Set down the data below without change, skipping the pictures it holds.
[Start]
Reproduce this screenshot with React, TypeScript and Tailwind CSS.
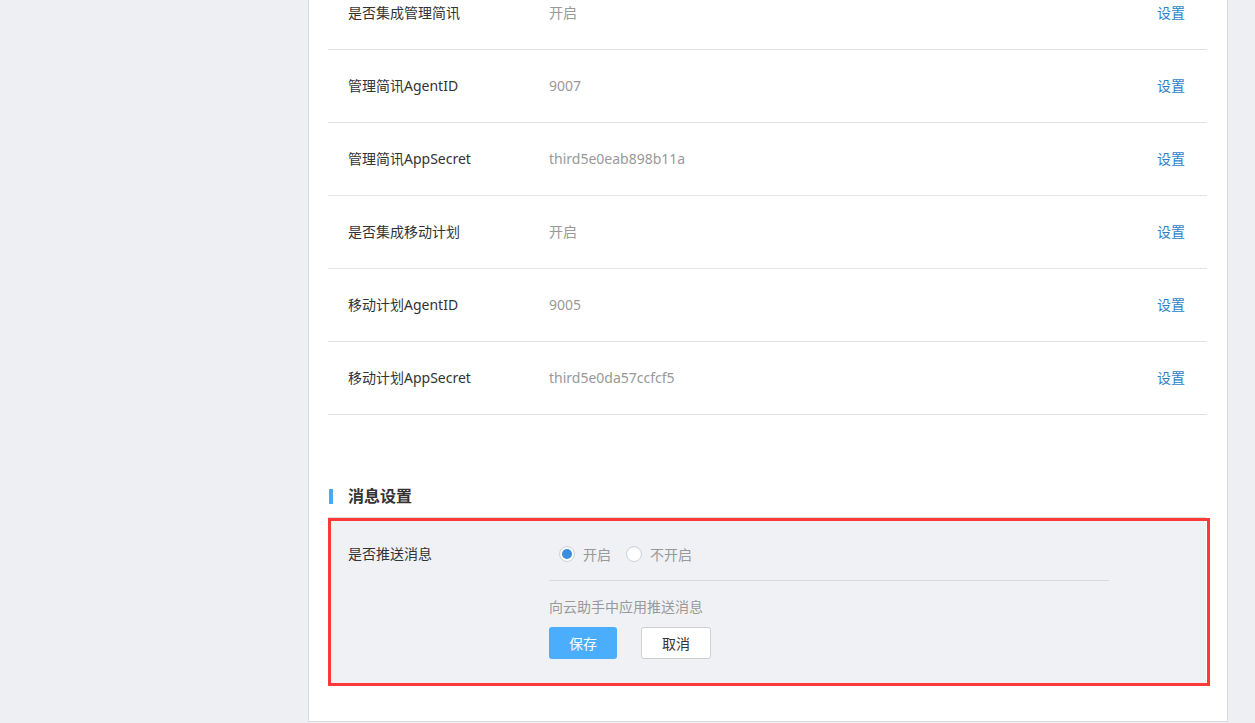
const rows = [
  { label: "是否集成管理简讯", value: "开启" },
  { label: "管理简讯AgentID", value: "9007" },
  { label: "管理简讯AppSecret", value: "third5e0eab898b11a" },
  { label: "是否集成移动计划", value: "开启" },
  { label: "移动计划AgentID", value: "9005" },
  { label: "移动计划AppSecret", value: "third5e0da57ccfcf5" },
];

const font = "font-['Noto_Sans','Noto_Sans_CJK_SC',sans-serif]";

function Radio({ checked, label }: { checked?: boolean; label: string }) {
  return (
    <label className="flex items-center gap-[8px] cursor-pointer">
      <span className="w-[16px] h-[16px] rounded-full border border-[#cfd2d6] bg-white flex items-center justify-center shadow-[inset_0_1px_2px_rgba(0,0,0,0.06)]">
        {checked && <span className="w-[10px] h-[10px] rounded-full bg-[#3a8ee0]" />}
      </span>
      <span className="text-[14px] text-[#999]">{label}</span>
    </label>
  );
}

export default function App() {
  return (
    <div className={`min-h-[723px] bg-[#eeeff2] overflow-hidden ${font}`}>
      <div className="ml-[308px] w-[920px] -mt-[23px] bg-white border border-t-0 border-[#dcdcdc] pl-[19px] pr-[20px] pb-[37px]">
        {/* Settings list */}
        <div>
          {rows.map((r) => (
            <div key={r.label} className="h-[73px] flex items-center border-b border-[#e2e2e2] pl-[20px] pr-[22px] pb-[2px] text-[14px]">
              <div className="w-[201px] text-[#333]">{r.label}</div>
              <div className="flex-1 text-[#999]">{r.value}</div>
              <a className="text-[#2f7fc8] cursor-pointer">设置</a>
            </div>
          ))}
        </div>

        {/* Message settings */}
        <div className="mt-[71px] mb-[11px] flex items-center h-[20px]">
          <span className="w-[4px] h-[15px] bg-[#4aa9f2] ml-[1px]" />
          <h3 className="ml-[15px] text-[16px] font-bold text-[#333] leading-[20px]">消息设置</h3>
        </div>

        <div className="relative mr-[1px] bg-[#f0f1f5] border-y border-[#dcdde0] pt-[26px] pb-[24px] pl-[20px]">
          <div className="flex">
            <div className="w-[201px] text-[14px] leading-[20px] text-[#333]">是否推送消息</div>
            <div className="w-[560px]">
              <div className="flex items-center gap-[15px] pl-[10px] h-[20px]">
                <Radio checked label="开启" />
                <Radio label="不开启" />
              </div>
              <div className="mt-[16px] border-t border-[#d9dadd]" />
              <p className="mt-[16px] text-[14px] leading-[20px] text-[#999]">向云助手中应用推送消息</p>
              <div className="mt-[10px] flex gap-[24px]">
                <button className="w-[68px] h-[32px] rounded-[3px] bg-[#4aaefc] text-white text-[14px]">保存</button>
                <button className="w-[70px] h-[32px] rounded-[3px] bg-white border border-[#cfcfcf] text-[#333] text-[14px]">取消</button>
              </div>
            </div>
          </div>
          {/* annotation box */}
          <div className="absolute left-0 top-0 -right-[4px] -bottom-[3px] border-[3px] border-[#fc3a3a] pointer-events-none" />
        </div>
      </div>
    </div>
  );
}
[End]
* ANSWER *
Reproduce this screenshot with React, TypeScript and Tailwind CSS.
const rows = [
  { label: "是否集成管理简讯", value: "开启" },
  { label: "管理简讯AgentID", value: "9007" },
  { label: "管理简讯AppSecret", value: "third5e0eab898b11a" },
  { label: "是否集成移动计划", value: "开启" },
  { label: "移动计划AgentID", value: "9005" },
  { label: "移动计划AppSecret", value: "third5e0da57ccfcf5" },
];

const font = "font-['Noto_Sans','Noto_Sans_CJK_SC',sans-serif]";

function Radio({ checked, label }: { checked?: boolean; label: string }) {
  return (
    <label className="flex items-center gap-[8px] cursor-pointer">
      <span className="w-[16px] h-[16px] rounded-full border border-[#cfd2d6] bg-white flex items-center justify-center shadow-[inset_0_1px_2px_rgba(0,0,0,0.06)]">
        {checked && <span className="w-[10px] h-[10px] rounded-full bg-[#3a8ee0]" />}
      </span>
      <span className="text-[14px] text-[#999]">{label}</span>
    </label>
  );
}

export default function App() {
  return (
    <div className={`min-h-[723px] bg-[#eeeff2] overflow-hidden ${font}`}>
      <div className="ml-[308px] w-[920px] -mt-[23px] bg-white border border-t-0 border-[#dcdcdc] pl-[19px] pr-[20px] pb-[37px]">
        {/* Settings list */}
        <div>
          {rows.map((r) => (
            <div key={r.label} className="h-[73px] flex items-center border-b border-[#e2e2e2] pl-[20px] pr-[22px] pb-[2px] text-[14px]">
              <div className="w-[201px] text-[#333]">{r.label}</div>
              <div className="flex-1 text-[#999]">{r.value}</div>
              <a className="text-[#2f7fc8] cursor-pointer">设置</a>
            </div>
          ))}
        </div>

        {/* Message settings */}
        <div className="mt-[71px] mb-[11px] flex items-center h-[20px]">
          <span className="w-[4px] h-[15px] bg-[#4aa9f2] ml-[1px]" />
          <h3 className="ml-[15px] text-[16px] font-bold text-[#333] leading-[20px]">消息设置</h3>
        </div>

        <div className="relative mr-[1px] bg-[#f0f1f5] border-y border-[#dcdde0] pt-[26px] pb-[24px] pl-[20px]">
          <div className="flex">
            <div className="w-[201px] text-[14px] leading-[20px] text-[#333]">是否推送消息</div>
            <div className="w-[560px]">
              <div className="flex items-center gap-[15px] pl-[10px] h-[20px]">
                <Radio checked label="开启" />
                <Radio label="不开启" />
              </div>
              <div className="mt-[16px] border-t border-[#d9dadd]" />
              <p className="mt-[16px] text-[14px] leading-[20px] text-[#999]">向云助手中应用推送消息</p>
              <div className="mt-[10px] flex gap-[24px]">
                <button className="w-[68px] h-[32px] rounded-[3px] bg-[#4aaefc] text-white text-[14px]">保存</button>
                <button className="w-[70px] h-[32px] rounded-[3px] bg-white border border-[#cfcfcf] text-[#333] text-[14px]">取消</button>
              </div>
            </div>
          </div>
          {/* annotation box */}
          <div className="absolute left-0 top-0 -right-[4px] -bottom-[3px] border-[3px] border-[#fc3a3a] pointer-events-none" />
        </div>
      </div>
    </div>
  );
}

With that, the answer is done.